Looking at the actual record more closely, however, and you can see that there were two additional systematic mistakes that were made, which did not require hindsight and which we have learnt from. I go into detail in my paper, but they involve forecasts and cyclical correction. On forecasting, it really was a game of two halves: persistently too pessimistic, and then persistently too optimistic. On its own that is not crucial. What is important is that, towards the end of this period, Treasury forecasts were more optimistic than those of other forecasters, like the IFS or NIESR. One of the documented causes of deficit bias is overoptimistic forecasts by finance ministries, and this looks like a case in point. The second lesson is that looking at numbers ‘over the economic cycle’, as Labour’s rules did, is a problematic method of cyclical correction, for reasons I outline in my paper. Two mistakes, but neither merits a charge of incompetence.
Furthermore, both these mistakes have already been dealt with by the current coalition. As I have said many times, the Conservative party deserves praise for setting up the OBR. I am pleased to have played a very minor role in helping convince them it was a good idea, and it is a great pity I could not persuade the Labour government at the same time. The coalition’s remaining fiscal rule looks at a cyclically adjusted deficit, rather than at deficits ‘over the cycle’. So unless any future Labour administration scraps the OBR, or goes back to ‘over the cycle’ rules (both extremely unlikely), then Labour has nothing left to correct!
With hindsight there are additional lessons we can learn, and the one I have stressed is that we should have a declining rather than a constant debt to GDP target. But you cannot label politicians incompetent for not realising this at the time, for much the same reason as you cannot damn them for not foreseeing the financial crisis. By such standards we are nearly all incompetent. 
So neither the legacy nor the incompetence versions of the myth stand up, either with a simple look at the data, or after more in depth scrutiny. But why am I so bothered about this. Why should I care if the Prime Minister says things like:
“This deficit didn’t suddenly appear purely as a result of the global financial crisis. It was driven by persistent, reckless and completely unaffordable government spending and borrowing over many years.”
and that the media does not challenge him on this? After all, this is just the kind of thing politicians do - distort the truth by as much as they can get away with for political ends. (With this particular speech, the distortion in one respect went too far, as the PM found to his cost: see here.)
Well, this blog is about presenting the macroeconomic facts as I see them, so when they do not fit a widely promoted political (of whatever colour) line, I should say so. However there is a much more important reason in this case, which is that myths influence policy. This myth is part of a pattern, particularly evident in Europe, of seeing our current problems as being to a significant extent about fiscal excess, and of setting current policy accordingly. So in Europe everything is seen as if it was Greece. (Talking of which, if you want to see what reckless borrowing really looks like, see the chart below.)

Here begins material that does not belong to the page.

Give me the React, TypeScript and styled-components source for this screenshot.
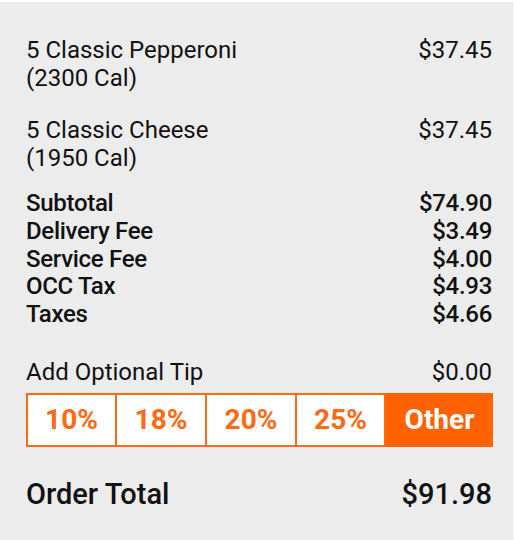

|OECD Economic Outlook: General Government Financial Balances
Explaining our current problems as being in significant part as a result of fiscal excess helps buttress the policy of austerity, which in a ‘zero lower bound’ recession is completely the wrong policy to pursue.
Myths may also distort policy in the longer term too. I have asked many times why the current coalition embarked on their austerity programme when it was obviously such a risky thing to do. (It was risky because it either relied on the recovery being strong enough to take this deflationary shock, which we all know it was not, or it relied on unconventional and untested monetary policy being able to put things right.) Part of the answer - and I suspect it is a small part - is that some politicians looked back to a previous episode where a Conservative government ignored academic advice, and that was the monetarist experiment of Margaret Thatcher. In this post I looked in particularly at the affair of the letter from 364 economists. The myth on the political right is that events proved Mrs Thatcher right and the academics wrong. The reality is that the verdict on Mrs Thatcher’s economic policy is much more mixed, as I discuss here. If this myth played any part in emboldening the Conservative party to ignore the warnings from economists this time around, then current events show how dangerous macroeconomic myths can be.
 As suggested by Janan Ganesh here, for example.
 The Labour government, like its predecessor, to some extent used PFI to artificially reduce public borrowing. However the OBR calculate that “If all investment undertaken through PFI had been undertaken through conventional debt finance, PSND would be around 2.1 per cent of GDP higher than currently measured”. So not good, but not that big an issue in macro terms.
 As I note in my paper, if you look at the output gap series as currently calculated by the OECD and IMF, you get much larger figures for the size of the 2006/7 boom, and hence for the cyclically adjusted deficit. However, these numbers take a particular view of the productivity loss that emerged after the recession. (In simple terms, the UK’s measured productivity performance shows a sharp deterioration from the recession onwards, and the methodology these bodies use assumes underlying productivity does not change abruptly, so therefore underlying productivity must have been growing more slowly than anyone - including these same institutions - thought at the time in 2006/7.) The same numbers calculated in 2006/7 are much lower. Whether their current view is right or not, it is an argument entirely in hindsight.
 Remember the argument is all about scale, and whether deficits of this size created a serious problem for a future government that they keep having to remind us about. To give these numbers some kind of meaning, the increase in VAT from 17.5% to 20% raised taxes by about three quarters of a percent of GDP. Now you could say, quite rightly, that deficits were more difficult to deal with this time around because we hit the ZLB, but again that is an argument in hindsight, and one which is particularly inappropriate for the current government to use.
 The 2008 budget did not tighten in that fiscal year, which given the signs of the financial crisis already apparent showed foresight.
 Of course Gordon Brown was foolish from a political point of view to first talk up his prudential credentials, and then through a series of minor manoeuvres (see my paper for details) undermine that image. But that is politics, and here I focus on the numbers.